[Data provided start]

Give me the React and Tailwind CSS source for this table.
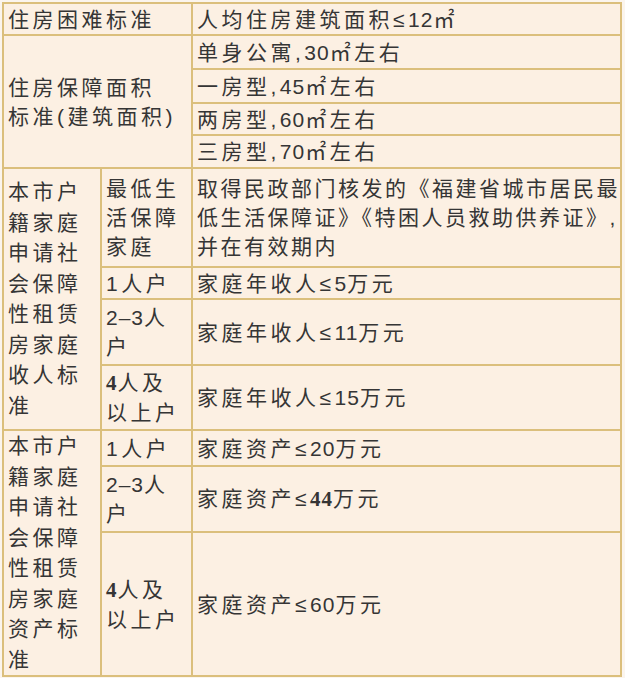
function N({ children, bold }) {
  // digits sit tighter than the CJK text around them
  return (
    <span
      className={
        bold
          ? "font-['Liberation_Serif'] font-bold tracking-[1px]"
          : "tracking-[1px]"
      }
    >
      {children}
    </span>
  );
}

export default function App() {
  const cell =
    "border-2 border-[#dbbf7c] bg-[#fcf0e3] px-[4px] py-0 align-middle whitespace-nowrap leading-[29px]";
  const tall = cell + " leading-[30.5px]";

  return (
    <div className="min-h-screen bg-[#fbf5ee] pl-[2px] pt-[2px] font-['Liberation_Sans','Noto_Sans_CJK_SC',sans-serif] text-[21px] tracking-[3.5px] text-[#353535]">
      <table className="table-fixed border-collapse w-[620px]">
        <colgroup>
          <col className="w-[98px]" />
          <col className="w-[91px]" />
          <col />
        </colgroup>
        <tbody>
          {/* 住房困难 */}
          <tr className="h-[32px]">
            <td colSpan={2} className={cell}>住房困难标准</td>
            <td className={cell}>
              人均住房建筑面积≤<N>12</N>㎡
            </td>
          </tr>

          {/* 保障面积 */}
          <tr className="h-[34px]">
            <td colSpan={2} rowSpan={4} className={cell}>
              住房保障面积
              <br />
              标准(建筑面积)
            </td>
            <td className={cell}>
              单身公寓,<N>30</N>㎡左右
            </td>
          </tr>
          <tr className="h-[34px]">
            <td className={cell}>
              一房型,<N>45</N>㎡左右
            </td>
          </tr>
          <tr className="h-[32px]">
            <td className={cell}>
              两房型,<N>60</N>㎡左右
            </td>
          </tr>
          <tr className="h-[33px]">
            <td className={cell}>
              三房型,<N>70</N>㎡左右
            </td>
          </tr>

          {/* 收入标准 */}
          <tr className="h-[99px]">
            <td rowSpan={4} className={tall}>
              本市户<br />籍家庭<br />申请社<br />会保障<br />性租赁<br />房家庭<br />收人标<br />准
            </td>
            <td className={cell}>
              最低生<br />活保障<br />家庭
            </td>
            <td className={cell + " tracking-[2.5px]"}>
              取得民政部门核发的《福建省城市居民最
              <br />
              低生活保障证》《特困人员救助供养证》,
              <br />
              并在有效期内
            </td>
          </tr>
          <tr className="h-[32px]">
            <td className={cell}>1人户</td>
            <td className={cell}>
              家庭年收人≤<N>5</N>万元
            </td>
          </tr>
          <tr className="h-[66px]">
            <td className={cell}>
              <N>2–3</N>人<br />户
            </td>
            <td className={cell}>
              家庭年收人≤<N>11</N>万元
            </td>
          </tr>
          <tr className="h-[65px]">
            <td className={cell}>
              <N bold>4</N>人及<br />以上户
            </td>
            <td className={cell}>
              家庭年收人≤<N>15</N>万元
            </td>
          </tr>

          {/* 资产标准 */}
          <tr className="h-[36px]">
            <td rowSpan={3} className={tall}>
              本市户<br />籍家庭<br />申请社<br />会保障<br />性租赁<br />房家庭<br />资产标<br />准
            </td>
            <td className={cell}>1人户</td>
            <td className={cell}>
              家庭资产≤<N>20</N>万元
            </td>
          </tr>
          <tr className="h-[65px]">
            <td className={cell}>
              <N>2–3</N>人<br />户
            </td>
            <td className={cell}>
              家庭资产≤<N bold>44</N>万元
            </td>
          </tr>
          <tr className="h-[142px]">
            <td className={cell}>
              <N bold>4</N>人及<br />以上户
            </td>
            <td className={cell}>
              家庭资产≤<N>60</N>万元
            </td>
          </tr>
        </tbody>
      </table>
    </div>
  );
}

[Data provided end]

Work to be completed -> Your task is to repeat the data above exactly while excluding the pictures.

Written answer ->
Give me the React and Tailwind CSS source for this table.
function N({ children, bold }) {
  // digits sit tighter than the CJK text around them
  return (
    <span
      className={
        bold
          ? "font-['Liberation_Serif'] font-bold tracking-[1px]"
          : "tracking-[1px]"
      }
    >
      {children}
    </span>
  );
}

export default function App() {
  const cell =
    "border-2 border-[#dbbf7c] bg-[#fcf0e3] px-[4px] py-0 align-middle whitespace-nowrap leading-[29px]";
  const tall = cell + " leading-[30.5px]";

  return (
    <div className="min-h-screen bg-[#fbf5ee] pl-[2px] pt-[2px] font-['Liberation_Sans','Noto_Sans_CJK_SC',sans-serif] text-[21px] tracking-[3.5px] text-[#353535]">
      <table className="table-fixed border-collapse w-[620px]">
        <colgroup>
          <col className="w-[98px]" />
          <col className="w-[91px]" />
          <col />
        </colgroup>
        <tbody>
          {/* 住房困难 */}
          <tr className="h-[32px]">
            <td colSpan={2} className={cell}>住房困难标准</td>
            <td className={cell}>
              人均住房建筑面积≤<N>12</N>㎡
            </td>
          </tr>

          {/* 保障面积 */}
          <tr className="h-[34px]">
            <td colSpan={2} rowSpan={4} className={cell}>
              住房保障面积
              <br />
              标准(建筑面积)
            </td>
            <td className={cell}>
              单身公寓,<N>30</N>㎡左右
            </td>
          </tr>
          <tr className="h-[34px]">
            <td className={cell}>
              一房型,<N>45</N>㎡左右
            </td>
          </tr>
          <tr className="h-[32px]">
            <td className={cell}>
              两房型,<N>60</N>㎡左右
            </td>
          </tr>
          <tr className="h-[33px]">
            <td className={cell}>
              三房型,<N>70</N>㎡左右
            </td>
          </tr>

          {/* 收入标准 */}
          <tr className="h-[99px]">
            <td rowSpan={4} className={tall}>
              本市户<br />籍家庭<br />申请社<br />会保障<br />性租赁<br />房家庭<br />收人标<br />准
            </td>
            <td className={cell}>
              最低生<br />活保障<br />家庭
            </td>
            <td className={cell + " tracking-[2.5px]"}>
              取得民政部门核发的《福建省城市居民最
              <br />
              低生活保障证》《特困人员救助供养证》,
              <br />
              并在有效期内
            </td>
          </tr>
          <tr className="h-[32px]">
            <td className={cell}>1人户</td>
            <td className={cell}>
              家庭年收人≤<N>5</N>万元
            </td>
          </tr>
          <tr className="h-[66px]">
            <td className={cell}>
              <N>2–3</N>人<br />户
            </td>
            <td className={cell}>
              家庭年收人≤<N>11</N>万元
            </td>
          </tr>
          <tr className="h-[65px]">
            <td className={cell}>
              <N bold>4</N>人及<br />以上户
            </td>
            <td className={cell}>
              家庭年收人≤<N>15</N>万元
            </td>
          </tr>

          {/* 资产标准 */}
          <tr className="h-[36px]">
            <td rowSpan={3} className={tall}>
              本市户<br />籍家庭<br />申请社<br />会保障<br />性租赁<br />房家庭<br />资产标<br />准
            </td>
            <td className={cell}>1人户</td>
            <td className={cell}>
              家庭资产≤<N>20</N>万元
            </td>
          </tr>
          <tr className="h-[65px]">
            <td className={cell}>
              <N>2–3</N>人<br />户
            </td>
            <td className={cell}>
              家庭资产≤<N bold>44</N>万元
            </td>
          </tr>
          <tr className="h-[142px]">
            <td className={cell}>
              <N bold>4</N>人及<br />以上户
            </td>
            <td className={cell}>
              家庭资产≤<N>60</N>万元
            </td>
          </tr>
        </tbody>
      </table>
    </div>
  );
}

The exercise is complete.